We try a different approach.
Claim. For each $p\in(0,1)$ there exists a constant $C_p>0$ such that
$$
C_p\,\frac{(-1)^n}{(n+1)^p}\le a_n\le\frac{(-1)^n}{n^p},\qquad n\ge2.\tag{1}
$$
Proof. The right hand side of the inequality holds because $\ln(1+x)\le x$ for all $x>-1$.
A) $n=2\,k$ even. The function
$$
f(x)=(x+1)^p\ln(1+x^{-p})
$$
is continuous on $(0,\infty)$, $f(x)>0$, $\lim_{x\to0^+}f(x)=+\infty$, $\lim_{x\to+\infty}f(x)=1$. In particular
$$
A_p=\inf_{x\ge2}f(x)>0.
$$
Then, letting $x=2\,k$ we get
$$
A_p\le(1+2\,k)^p\ln\Bigl(1+\frac{1}{(2\,k)^p}\Bigr),\qquad k\ge1.
$$
B) $n=2\,k+1$ odd.

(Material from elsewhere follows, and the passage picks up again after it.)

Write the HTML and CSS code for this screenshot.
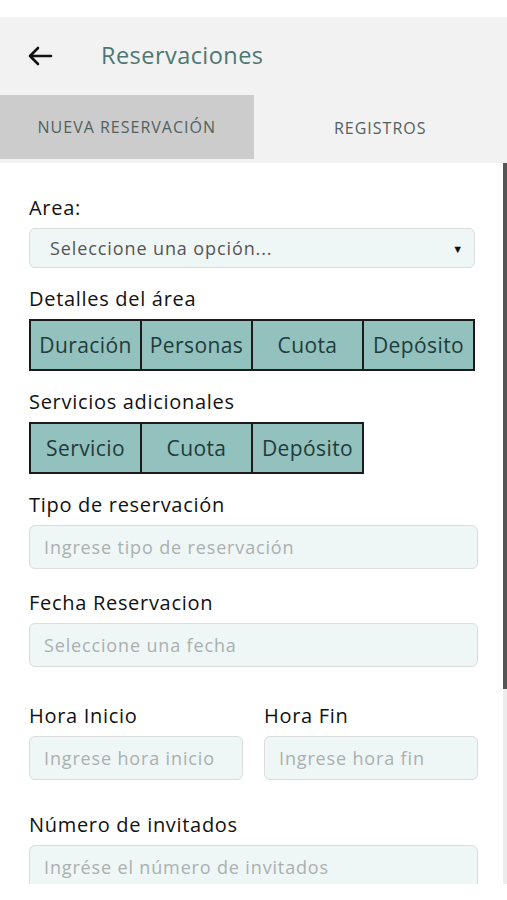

The function
$$
g(x)=(x+1)^p\ln(1-x^{-p})
$$
is continuous and increasing on $(0,\infty)$. Let $B_p=-g(3)>0$. Then $g(x)\ge -B_p$ for all $x\ge3$. Letting $x=2\,k+1$ we get
$$
B_p\le(2\,k+2)^p\ln\Bigl(1-\frac{1}{(2\,k+1)^p}\Bigr),\qquad k\ge1.
$$
Taking $C_p=\min(A_p,B_p)$ gives (1).
The series
$$
\sum\frac{(-1)^n}{n^p},\qquad \sum\frac{(-1)^n}{(n+1)^p}
$$
are both convergent by Leibniz's test. The generalized comparison theorem proves that $\sum a_n$ is also convergent.